A decision as big as abolishing the BBC as we know it should not be taken to divert attention from Johnson’s woes. And it should not be taken to please media barons who dislike having to compete with the BBC.

The BBC isn’t perfect; but what is? Better that we have the BBC with all its contradictions and awkward dints than being left with a diminished, neutered, sold-off, half-arsed, semi-subscription service. And all because the current crop of morally inadequate Tories dislike like the BBC.

And here’s another thing.

This argument is nearly always confined to the news. While the news is important, the BBC is much more than that. And even if you stick to news, the BBC is far from a left-wing group-thinking cabal, as Nadine Dorries pretends to believe.

One Tory argument for all this is that the “BBC got Brexit wrong”. This is ridiculous as the vote was a close call. But the BBC did get something badly wrong over Brexit. It gave far too much airtime to bloody Nigel Farage.
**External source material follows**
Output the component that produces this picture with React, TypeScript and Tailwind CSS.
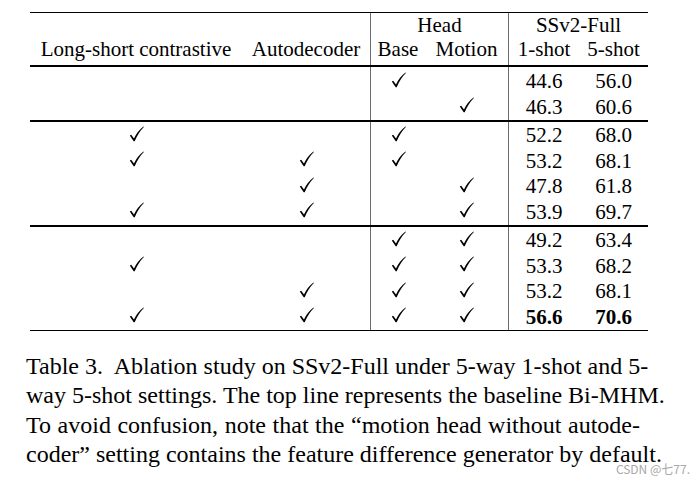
import React from 'react';

type Cell = boolean | string;

interface RowData {
  lsc: boolean;
  ad: boolean;
  base: boolean;
  motion: boolean;
  one: string;
  five: string;
  bold?: boolean;
}

const groups: RowData[][] = [
  [
    { lsc: false, ad: false, base: true, motion: false, one: '44.6', five: '56.0' },
    { lsc: false, ad: false, base: false, motion: true, one: '46.3', five: '60.6' },
  ],
  [
    { lsc: true, ad: false, base: true, motion: false, one: '52.2', five: '68.0' },
    { lsc: true, ad: true, base: true, motion: false, one: '53.2', five: '68.1' },
    { lsc: false, ad: true, base: false, motion: true, one: '47.8', five: '61.8' },
    { lsc: true, ad: true, base: false, motion: true, one: '53.9', five: '69.7' },
  ],
  [
    { lsc: false, ad: false, base: true, motion: true, one: '49.2', five: '63.4' },
    { lsc: true, ad: false, base: true, motion: true, one: '53.3', five: '68.2' },
    { lsc: false, ad: true, base: true, motion: true, one: '53.2', five: '68.1' },
    { lsc: true, ad: true, base: true, motion: true, one: '56.6', five: '70.6', bold: true },
  ],
];

// LaTeX-style \checkmark
function Check() {
  return (
    <svg width="15" height="16" viewBox="0 0 15 16" className="block">
      <path
        d="M0.8 9.6 L2.2 8.7 L5 12.4 Q8.5 5 14.5 0.5 L14.9 1.1 Q9.6 6.2 5.7 15.3 L4.7 15.3 Z"
        fill="#000"
      />
    </svg>
  );
}

function Mark({ on }: { on: Cell }) {
  if (!on) return null;
  return (
    <span className="-mt-[4px]">
      <Check />
    </span>
  );
}

function DataRow({ row }: { row: RowData }) {
  const num = row.bold ? 'font-bold' : '';
  return (
    <div className="flex h-[25.5px] leading-[24px]">
      <div className="w-[212px] flex items-center justify-center"><Mark on={row.lsc} /></div>
      <div className="w-[128px] flex items-center justify-center"><Mark on={row.ad} /></div>
      <div className="w-[55px] border-l border-[#6b6b6b] flex items-center justify-center"><Mark on={row.base} /></div>
      <div className="w-[83px] flex items-center justify-center"><Mark on={row.motion} /></div>
      <div className={`w-[71px] border-l border-[#6b6b6b] text-center ${num}`}>{row.one}</div>
      <div className={`w-[69px] text-center ${num}`}>{row.five}</div>
    </div>
  );
}

function Group({ rows, pad }: { rows: RowData[]; pad: string }) {
  return (
    <div className="flex flex-col">
      <div className={`flex ${pad}`}>
        <div className="w-[340px]" />
        <div className="w-[138px] border-l border-[#6b6b6b]" />
        <div className="w-[140px] border-l border-[#6b6b6b]" />
      </div>
      {rows.map((r, i) => (
        <DataRow key={i} row={r} />
      ))}
    </div>
  );
}

export default function App() {
  return (
    <div className="relative w-[699px] h-[485px] bg-white text-black font-['Liberation_Serif'] overflow-hidden">
      <div className="ml-[30px] pt-[12px] w-[618px] text-[21px]">
        <div className="h-px bg-black" />

        {/* header */}
        <div className="flex h-[24px] leading-[24px]">
          <div className="w-[340px]" />
          <div className="w-[138px] border-l border-[#6b6b6b] text-center">Head</div>
          <div className="w-[140px] border-l border-[#6b6b6b] text-center">SSv2-Full</div>
        </div>
        <div className="flex h-[28px] leading-[25px]">
          <div className="w-[212px] text-center">Long-short contrastive</div>
          <div className="w-[128px] text-center">Autodecoder</div>
          <div className="w-[55px] border-l border-[#6b6b6b] text-center">Base</div>
          <div className="w-[83px] text-center">Motion</div>
          <div className="w-[71px] border-l border-[#6b6b6b] text-center">1-shot</div>
          <div className="w-[69px] text-center">5-shot</div>
        </div>
        <div className="h-[2px] bg-black" />

        <Group rows={groups[0]} pad="h-[2px]" />
        <div className="h-[2px] bg-black" />
        <Group rows={groups[1]} pad="h-px" />
        <div className="h-[2px] bg-black" />
        <Group rows={groups[2]} pad="h-px" />
        <div className="h-px bg-black" />
      </div>

      {/* caption */}
      <div className="ml-[26px] mt-[21px] w-[614px] text-[24px] leading-[29.4px]">
        <div className="whitespace-nowrap text-justify [text-align-last:justify]">Table 3.&nbsp; Ablation study on SSv2-Full under 5-way 1-shot and 5-</div>
        <div className="whitespace-nowrap text-justify [text-align-last:justify]">way 5-shot settings. The top line represents the baseline Bi-MHM.</div>
        <div className="whitespace-nowrap text-justify [text-align-last:justify]">To avoid confusion, note that the “motion head without autode-</div>
        <div className="whitespace-nowrap">coder” setting contains the feature difference generator by default.</div>
      </div>

      <div className="absolute right-[9px] top-[462px] text-[12px] leading-[14px] text-[#a8a8a8] font-['Noto_Sans_CJK_SC']">
        CSDN @七77.
      </div>
    </div>
  );
}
His rants were aired so often that his extreme views were normalised.

Stepping quickly away from Farage, always a good idea, I’d pay the licence fee for the radio alone, with Radio Four and Radio Three easily being worth it (more so than the TV stations at times). And Radio 6 Music. And the website. And BBC Sounds. And the iPlayer (when our Virgin wi-fi is working).

I hope the BBC fights its corner, as doing what the government asks has so far got it nowhere.